REVEALED: Story of derelict Soviet plane in the desert
by Matthew Pomroy
The plane is a Soviet Ilyushin Il-76 cargo plane. Currently it has an advert on the side for the Palma Beach Hotel, but its past is far more interesting.
According to the Aero Transport Data Bank the aircraft was built in 1975 in part of the Soviet Union that is now Uzbekistan. In the early Eighties it flew as a Soviet military transport plane (under the registration CCCP-86715).
After the collapse of the Soviet Union it flew for the Russian air force (with registration RA-86715) and then in the early Nineties it was sold to the Sharjah-based airline Air Cess.
Air Cess was a company formed by Sergei Bout, the brother of notorious arms dealer Viktor Bout, who was the inspiration for an arms dealer character played by Nicolas Cage in the 2005 film Lord of War.
Originally set up in Belgium, Air Cess moved to Sharjah in 1997. The cargo plane was then transferred to a company called Air Pass. This company was disbanded when South Africa’s Civil Aviation Authority charged Air Cess with 146 breaches of civil aviation law.
The airline, just as Bout himself was apt to do, simply reorganised and changed name once again. This time, in 1998, to Centrafrican Airlines. At present, the plane is listed as “derelict” but Centrafrican Airlines is its last registered owner.
The company finally ended operations in 2001 while the UAE laudably banned Bout from entering the country in the early 2000s.
The UN has firmly stated that Centrafrican was owned by Viktor Bout: “While he is not involved in the day-to-day management of the firm, UN investigators found that Bout signs the contracts for sale and purchase of aircraft, as well as leasing documents, for the company. The firm has been tied to numerous illicit arms shipments to conflict zones.”
The UN lists three addresses for the airline. One in Bangui, Central African Republic, as well as “PO Box 2190, Ajman, UAE” and “c/o Transavia Travel Agency, P.O. Box 3962, Sharjah, UAE”. Transavia is one of Bout’s oldest companies and provided cover for other Bout-controlled firms.
In November 2005, the UN Security Council Committee (under resolution 1521) concerning Liberia and the regime of Charles Taylor, decided to add individuals and entities to the Assets Freeze List. On the list was Centrafrican Airlines.

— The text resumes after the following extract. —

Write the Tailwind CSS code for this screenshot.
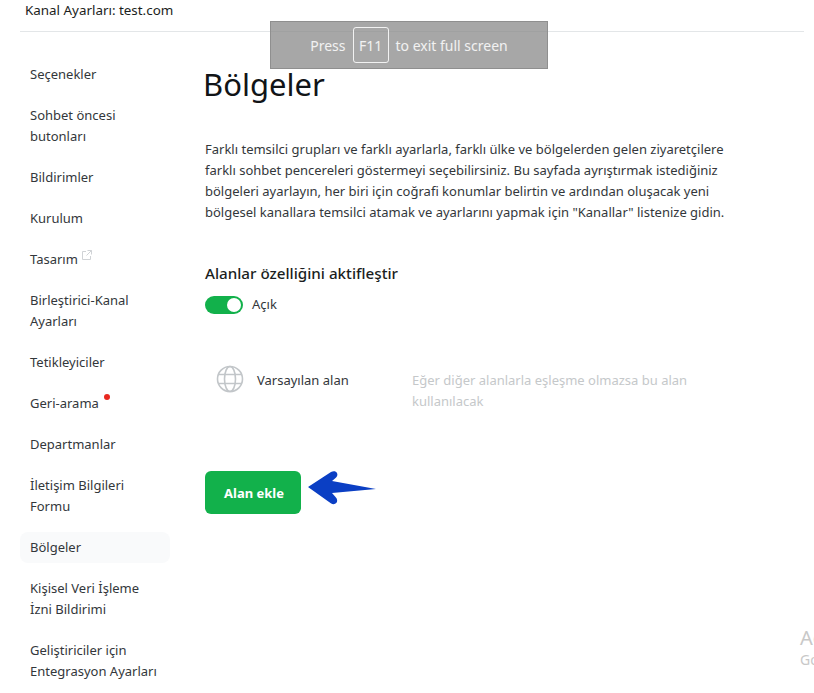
<!DOCTYPE html>
<html lang="en">
<head>
  <meta charset="UTF-8" />
  <meta name="viewport" content="width=device-width, initial-scale=1.0" />
  <title>Bölgeler</title>
  <script src="https://cdn.jsdelivr.net/npm/@tailwindcss/browser@4"></script>
</head>
<body class="relative h-[693px] w-[814px] overflow-hidden bg-white font-['Noto_Sans','Open_Sans',sans-serif] text-[13px] leading-[21px] text-[#33373b]">

  <!-- header -->
  <div class="ml-5 mr-[10px] h-8 border-b border-[#e3e6e8] pl-[5px]">
    <div class="text-[13.4px] text-[#1b1e21]">Kanal Ayarları: test.com</div>
  </div>

  <div class="flex">
    <!-- sidebar -->
    <nav class="ml-5 mt-[27px] flex w-[150px] shrink-0 flex-col gap-2.5">
      <a class="rounded-lg px-2.5 py-[5px]">Seçenekler</a>
      <a class="rounded-lg px-2.5 py-[5px]">Sohbet öncesi<br />butonları</a>
      <a class="rounded-lg px-2.5 py-[5px]">Bildirimler</a>
      <a class="rounded-lg px-2.5 py-[5px]">Kurulum</a>
      <a class="flex items-start gap-[4px] rounded-lg px-2.5 py-[5px]">
        Tasarım
        <svg class="mt-[1px] h-[10px] w-[10px] text-[#d0d3d6]" viewBox="0 0 10 10" fill="none" stroke="currentColor" stroke-width="1">
          <path d="M4 1.500H.5v8h8V6M5.500.5h4v4M9.500.5 4.500 5.500" />
        </svg>
      </a>
      <a class="rounded-lg px-2.5 py-[5px]">Birleştirici-Kanal<br />Ayarları</a>
      <a class="rounded-lg px-2.5 py-[5px]">Tetikleyiciler</a>
      <a class="flex items-start gap-[5px] rounded-lg px-2.5 py-[5px]">
        Geri-arama
        <span class="mt-[1px] h-1.5 w-1.5 rounded-full bg-[#e8281f]"></span>
      </a>
      <a class="rounded-lg px-2.5 py-[5px]">Departmanlar</a>
      <a class="rounded-lg px-2.5 py-[5px]">İletişim Bilgileri<br />Formu</a>
      <a class="rounded-lg bg-[#f9fafb] px-2.5 py-[5px]">Bölgeler</a>
      <a class="rounded-lg px-2.5 py-[5px]">Kişisel Veri İşleme<br />İzni Bildirimi</a>
      <a class="rounded-lg px-2.5 py-[5px]">Geliştiriciler için<br />Entegrasyon Ayarları</a>
    </nav>

    <!-- content -->
    <main class="ml-[35px] w-[540px] pt-[30px]">
      <h1 class="-ml-[2px] text-[31px] leading-[44px] text-[#111417]">Bölgeler</h1>
      <p class="mt-[33px] text-[13px] leading-[21px]">
        Farklı temsilci grupları ve farklı ayarlarla, farklı ülke ve bölgelerden gelen ziyaretçilere<br />
        farklı sohbet pencereleri göstermeyi seçebilirsiniz. Bu sayfada ayrıştırmak istediğiniz<br />
        bölgeleri ayarlayın, her biri için coğrafi konumlar belirtin ve ardından oluşacak yeni<br />
        bölgesel kanallara temsilci atamak ve ayarlarını yapmak için "Kanallar" listenize gidin.
      </p>

      <h2 class="mt-[39px] text-[15.2px] font-medium leading-[22px] text-[#1b1e21]">Alanlar özelliğini aktifleştir</h2>
      <div class="mt-[10px] flex items-center gap-[9px]">
        <span class="flex h-[18px] w-[38px] items-center justify-end rounded-full bg-[#12b14b] pr-[2px]">
          <span class="h-[14px] w-[14px] rounded-full bg-white"></span>
        </span>
        <span>Açık</span>
      </div>

      <div class="mt-[55px] flex items-start">
        <svg class="ml-[11px] mt-[-5px] h-[28px] w-[28px] shrink-0 text-[#c2c6c9]" viewBox="0 0 28 28" fill="none" stroke="currentColor" stroke-width="1.600">
          <circle cx="14" cy="14" r="12.500" />
          <ellipse cx="14" cy="14" rx="5.500" ry="12.500" />
          <path d="M2.500 9.500h23M2.500 18.500h23" />
        </svg>
        <span class="ml-[13px] w-[155px] shrink-0">Varsayılan alan</span>
        <span class="w-[300px] text-[#c5c8ca]">Eğer diğer alanlarla eşleşme olmazsa bu alan kullanılacak</span>
      </div>

      <button class="mt-[59px] h-[43px] w-[96px] rounded-md bg-[#12b14b] pl-[2px] pt-[2px] text-[13px] font-bold text-white">Alan ekle</button>
    </main>
  </div>

  <!-- annotation arrow -->
  <svg class="absolute left-[306px] top-[470px] h-[38px] w-[72px]" viewBox="0 0 72 38">
    <path d="M2 17 25 2c2.500-1.500 5-1 6 1 1 2.200 0 4-2 5.500l-3 2.500 44 8-44 4 3.500 4c2 2 2.200 4.500.8 6-1.500 1.500-3.500 1.500-5.500.2Z" fill="#0b3fc4" />
  </svg>

  <!-- fullscreen notice -->
  <div class="absolute left-[270px] top-[21px] flex h-[48px] w-[278px] items-center justify-center gap-[7px] border border-[#8f8f8f] bg-[#8a8a8a]/75 text-[14px] text-white/85">
    <span>Press</span>
    <span class="flex h-[36px] w-[36px] items-center justify-center rounded-[3px] border border-white/85">F11</span>
    <span>to exit full screen</span>
  </div>

  <!-- windows watermark, cut off by the edge -->
  <div class="absolute left-[800px] top-[626px] text-[20px] leading-[24px] text-[#c8c8c8]">Ac</div>
  <div class="absolute left-[800px] top-[650px] text-[14px] leading-[20px] text-[#c8c8c8]">Go</div>
</body>
</html>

The report stated: “Centrafrican’s role in the Liberian arms trade was uncovered when UN investigators found film footage of Liberian rebels handling nine Strela surface-to-air missiles. These missiles appear to match an illegal shipment of weapons organised by [arms dealer and Bout associate] Sanjivan Ruprah and delivered to Liberia in May 2000 by an Ilyushin IL-76 belonging to Centrafrican Airlines. Centrafrican was also involved in other arms shipments, including the attempted sale of two refurbished Mi-24 attack helicopters to Liberia.”
So how did this plane finally end up abandoned in Umm Al Quwain? According to 'Merchant of Death: Money, Guns, Planes, and the Man Who Makes War Possible', the book by Doug Farah on Bout’s life: “In one celebrated case, his operation boldly spirited away a decrepit Ilyushin plane that had been consigned for use as a Soviet war monument. Former Russian aviation official Valery Spurnov recounted a tale of Bout offering one of his pilots $20,000 to fly a shuddering wreck out to a desert landing in the Emirates, where it was promptly turned into a highway-side billboard.”
The airfield at Umm Al Quwain closed down around five years ago. In 2012 Viktor Bout was sentenced to 25 years in prison,
Charles Taylor was sentenced to 50 years in prison. Now the Ilyushin Il-76 cargo plane slowly rots in the sun, a fadingreminder of the arms dealer once referred to as “the merchant of death”.